PROFESSOR RICHARD BLACK, PROFESSOR RONALD SKELDON, DR BEN ROGALY AND DR PRIYA DESHINGKAR

  Q53  Chairman: Welcome, and thank you very much for coming. Our clerk is very concerned that we do not wander too far down the road of asylum and asylum seekers because, as he keeps on telling me, this is all done by the Home Affairs Select Committee. However, in terms of vocabulary, it occurs to me that there are some words, like "refugees", which are a bit ambiguous, so can we talk about either "migrants" or, if needs be, "asylum seekers" then we will not get confused. Can I also declare a sort of informal interest in that Ron Skeldon very kindly taught me last term at Sussex and Ben has the misfortune of teaching me next term at Sussex, and I am very grateful to both of them. No greater love hath a Member of a Select Committee who actually buys one of the witnesses' books or reads it! It is a very good book, although I think I am right in saying, Ron, that the whole book comes to only one conclusion, which is that "young men migrate".

  Professor Skeldon: One general conclusion.

  Chairman: All right. The purpose of this afternoon, really, is that we are going to ask a number of questions to prompt you to share with us your thoughts. So these are, really, pegs, and how you divide up the answers is entirely a matter for you. It will not necessarily be that on every question you all want to answer, but we will start and see how we get on.

  Q54  Tony Worthington: Starting in very general terms and trying to understand migration and the factors (one assumes) behind it—like poverty, insecurity, inequality or opportunity—how do you rank those? When you are trying to explain migration what are the main building blocks of that explanation?

  Professor Skeldon: Let me try and introduce it this way: I was working in Papua New Guinea and you can look at the Papua New Guinea societies before European contact, operating within traditional systems of migration within valleys; they did not feel themselves poor, they did not know that until they were contacted by outsiders. They had a lot of idle time, they had ample food but, of course, in our terms they had not the basics of what we would call development—running water, sewerage systems and so on. I do not want to suggest for a minute that they were living in paradise but they did not feel themselves poor. Once there is contact with the outside world then people's perceptions change. So the driving force behind migration seems to me to be that "push" from outside that suddenly breaks an equilibrium—it need not necessarily be a fact—and people realise there is a wider world out there, and that starts to get things going. Suddenly, for some people, it makes them feel poor. I think if you can conceptualise migration starting there.

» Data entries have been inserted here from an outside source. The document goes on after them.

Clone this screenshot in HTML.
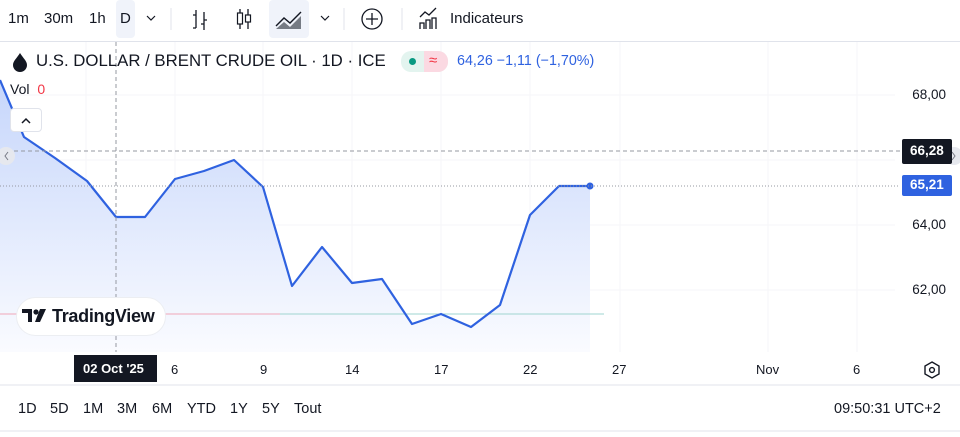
<!DOCTYPE html>
<html><head><meta charset="utf-8"><style>
*{margin:0;padding:0;box-sizing:border-box}
body{width:960px;height:437px;overflow:hidden;background:#fff;font-family:"Liberation Sans",sans-serif;color:#131722;position:relative}
.a{position:absolute;white-space:nowrap}
.tb{font-size:15px;top:10px}
.ax{font-size:13px;color:#131722}
.pl{font-size:13.5px;right:14px}
.bt{font-size:14.5px;top:401px}
</style></head><body>
<div class="a tb" style="left:8px">1m</div>
<div class="a tb" style="left:44px">30m</div>
<div class="a tb" style="left:89px">1h</div>
<div class="a" style="left:116px;top:0;width:19px;height:38px;background:#f0f3fa;border-radius:4px"></div>
<div class="a tb" style="left:120px">D</div>
<svg class="a" style="left:0;top:0" width="960" height="42">
<path d="M147 16l4 4 4-4" fill="none" stroke="#131722" stroke-width="1.2"/>
<line x1="171" y1="8" x2="171" y2="30" stroke="#e0e3eb"/>
<path d="M196 10v18M193 28h3M196 15h-3M204 12v18M204 20h3M204 24h-3" fill="none" stroke="#131722" stroke-width="1.3"/>
<path d="M240 9v20M248 9v20" stroke="#131722" stroke-width="1.3"/>
<rect x="237.5" y="13" width="5" height="11" fill="#fff" stroke="#131722" stroke-width="1.2"/>
<rect x="245.5" y="15" width="5" height="7" fill="#fff" stroke="#131722" stroke-width="1.2"/>
<rect x="269" y="0" width="40" height="38" rx="4" fill="#f0f3fa"/>
<path d="M276 26l8-8 6 5 11-11" fill="none" stroke="#131722" stroke-width="1.4"/>
<path d="M276 29l8-7 6 5 11-11v13z" fill="#131722" opacity=".55"/>
<path d="M321 16l4 4 4-4" fill="none" stroke="#131722" stroke-width="1.2"/>
<line x1="344" y1="8" x2="344" y2="30" stroke="#e0e3eb"/>
<circle cx="372" cy="19" r="10" fill="none" stroke="#131722" stroke-width="1.3"/>
<path d="M372 13v12M366 19h12" stroke="#131722" stroke-width="1.3"/>
<line x1="402" y1="8" x2="402" y2="30" stroke="#e0e3eb"/>
<path d="M420 29v-6h4v6M426 29v-9h4v9M432 29v-11h4v11M420 17l5-5 4 3 7-7" fill="none" stroke="#131722" stroke-width="1.3"/>
</svg>
<div class="a tb" style="left:450px">Indicateurs</div>
<div class="a" style="left:0;top:41px;width:960px;height:1px;background:#e0e3eb"></div>

<svg class="a" style="left:0;top:42px" width="960" height="395">
<defs><linearGradient id="g" x1="0" y1="0" x2="0" y2="1"><stop offset="0" stop-color="#c6d6fb"/><stop offset="1" stop-color="#fafbff"/></linearGradient></defs>
<g stroke="#f5f6f8">
<line x1="175" y1="0" x2="175" y2="310"/><line x1="263" y1="0" x2="263" y2="310"/><line x1="352" y1="0" x2="352" y2="310"/><line x1="441" y1="0" x2="441" y2="310"/><line x1="530" y1="0" x2="530" y2="310"/><line x1="620" y1="0" x2="620" y2="310"/><line x1="768" y1="0" x2="768" y2="310"/><line x1="857" y1="0" x2="857" y2="310"/><line x1="86" y1="0" x2="86" y2="310"/>
<line x1="0" y1="53" x2="895" y2="53"/><line x1="0" y1="118" x2="895" y2="118"/><line x1="0" y1="183" x2="895" y2="183"/><line x1="0" y1="248" x2="895" y2="248"/>
</g>
<path d="M0 38L24 95L55 116L87 139L116 175L145 175L175 137L204 129L234 118L263 145L292 244L322 205L352 241L382 237L412 282L441 272L471 285L500 263L530 173L559 144L590 144V310H0Z" fill="url(#g)"/>
<line x1="0" y1="272" x2="604" y2="272" stroke="#f0a6b8" stroke-width="1"/>
<line x1="280" y1="272" x2="604" y2="272" stroke="#9fd4d0" stroke-width="1"/>
<path d="M0 38L24 95L55 116L87 139L116 175L145 175L175 137L204 129L234 118L263 145L292 244L322 205L352 241L382 237L412 282L441 272L471 285L500 263L530 173L559 144L590 144" fill="none" stroke="#2f62e0" stroke-width="2.2" stroke-linejoin="round"/>
<circle cx="590" cy="144" r="3.5" fill="#2f62e0"/>
<line x1="0" y1="109" x2="900" y2="109" stroke="#9598a1" stroke-dasharray="4,3"/>
<line x1="0" y1="144" x2="900" y2="144" stroke="#9598a1" stroke-dasharray="1,2"/>
<line x1="116" y1="0" x2="116" y2="310" stroke="#9598a1" stroke-dasharray="4,3"/>
<line x1="0" y1="343" x2="960" y2="343" stroke="#e0e3eb"/>
<line x1="0" y1="389" x2="960" y2="389" stroke="#e0e3eb"/>
<circle cx="6" cy="114" r="9" fill="#e6e8ee"/><path d="M8 110l-3 4 3 4" fill="none" stroke="#787b86"/>
<circle cx="954" cy="114" r="9" fill="#e6e8ee"/><path d="M952 110l3 4-3 4" fill="none" stroke="#787b86"/>
<path d="M932 320l7 4v8l-7 4-7-4v-8z" fill="none" stroke="#131722" stroke-width="1.4"/>
<circle cx="932" cy="328" r="2.4" fill="none" stroke="#131722" stroke-width="1.4"/>
</svg>

<svg class="a" style="left:10px;top:52px" width="20" height="20"><path d="M10 1C7 6 3 9 3 13a7 7 0 0014 0c0-4-4-7-7-12z" fill="#131722"/></svg>
<div class="a" style="left:36px;top:51px;font-size:16.8px">U.S. DOLLAR / BRENT CRUDE OIL · 1D · ICE</div>
<div class="a" style="left:401px;top:51px;width:47px;height:21px;border-radius:10px;background:#e3f4ef;overflow:hidden"><div style="position:absolute;left:23px;top:0;width:24px;height:21px;background:#fbd9e2"></div><div style="position:absolute;left:8px;top:7px;width:7px;height:7px;border-radius:50%;background:#089981"></div><div style="position:absolute;left:28px;top:1px;font-size:15px;color:#f23645">≈</div></div>
<div class="a" style="left:457px;top:53px;font-size:14.3px;color:#2f62e0">64,26 −1,11 (−1,70%)</div>
<div class="a" style="left:10px;top:81px;font-size:14px">Vol <span style="color:#f23645;margin-left:4px">0</span></div>
<div class="a" style="left:10px;top:108px;width:32px;height:24px;background:#fff;border:1px solid #e0e3eb;border-radius:4px"><svg width="30" height="22"><path d="M11 14l4-4 4 4" fill="none" stroke="#131722" stroke-width="1.5"/></svg></div>

<div class="a pl" style="top:87px">68,00</div>
<div class="a pl" style="top:217px">64,00</div>
<div class="a pl" style="top:282px">62,00</div>
<div class="a" style="left:902px;top:139px;width:50px;height:25px;background:#131722;color:#fff;font-size:13.5px;font-weight:bold;padding:4px 0 0 8px;border-radius:2px">66,28</div>
<div class="a" style="left:902px;top:175px;width:50px;height:21px;background:#2f62e0;color:#fff;font-size:13.5px;font-weight:bold;padding:2px 0 0 8px;border-radius:2px">65,21</div>

<div class="a" style="left:16px;top:297px;width:150px;height:39px;background:#fff;border:1px solid #eceef2;border-radius:20px"></div>
<svg class="a" style="left:22px;top:308px" width="28" height="16"><path d="M0 1h10v13H6V5H0zM18 1h6l-6 13h-5z" fill="#131722"/><circle cx="14" cy="4" r="2.6" fill="#131722"/></svg>
<div class="a" style="left:52px;top:306px;font-size:18px;font-weight:bold;letter-spacing:-.3px">TradingView</div>

<div class="a" style="left:74px;top:355px;width:83px;height:27px;background:#131722;color:#fff;font-size:13px;font-weight:bold;padding:6px 0 0 9px">02 Oct '25</div>
<div class="a ax" style="left:171px;top:362px">6</div>
<div class="a ax" style="left:260px;top:362px">9</div>
<div class="a ax" style="left:345px;top:362px">14</div>
<div class="a ax" style="left:434px;top:362px">17</div>
<div class="a ax" style="left:523px;top:362px">22</div>
<div class="a ax" style="left:612px;top:362px">27</div>
<div class="a ax" style="left:756px;top:362px">Nov</div>
<div class="a ax" style="left:853px;top:362px">6</div>

<div class="a bt" style="left:18px">1D</div>
<div class="a bt" style="left:50px">5D</div>
<div class="a bt" style="left:83px">1M</div>
<div class="a bt" style="left:117px">3M</div>
<div class="a bt" style="left:152px">6M</div>
<div class="a bt" style="left:187px">YTD</div>
<div class="a bt" style="left:230px">1Y</div>
<div class="a bt" style="left:262px">5Y</div>
<div class="a bt" style="left:294px">Tout</div>
<div class="a bt" style="left:834px">09:50:31 UTC+2</div>
</body></html>
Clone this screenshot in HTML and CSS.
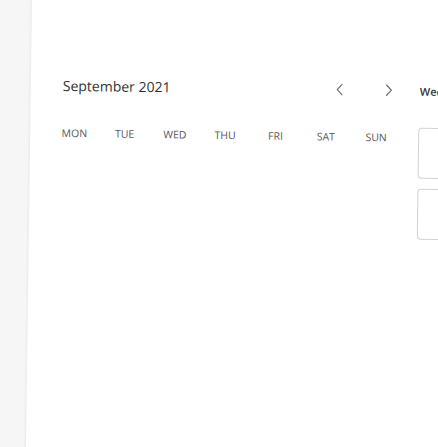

  Q55  Tony Worthington: Just to be clear on that, you said the "push" from outside, which I would have called the "pull" from outside.

  Professor Skeldon: Yes, I suppose it is a pull from outside.

  Q56  Tony Worthington: So that, in explanatory terms, it is knowledge about what is happening elsewhere that more often causes migration, in your view, than things that are happening in your own society?

  Dr Deshingkar: We studied six villages in great detail in the state of Andhra Pradesh in India and we found that historically many of the very diverse migration streams did start because of a "push situation", mainly because of drought and unavailability of work locally. Over time, as more information became available and they had better contracts, then it became a "pull" situation because there were better prospects elsewhere. So now people are migrating routinely because they make more money outside their villages. It is not just "push" factors.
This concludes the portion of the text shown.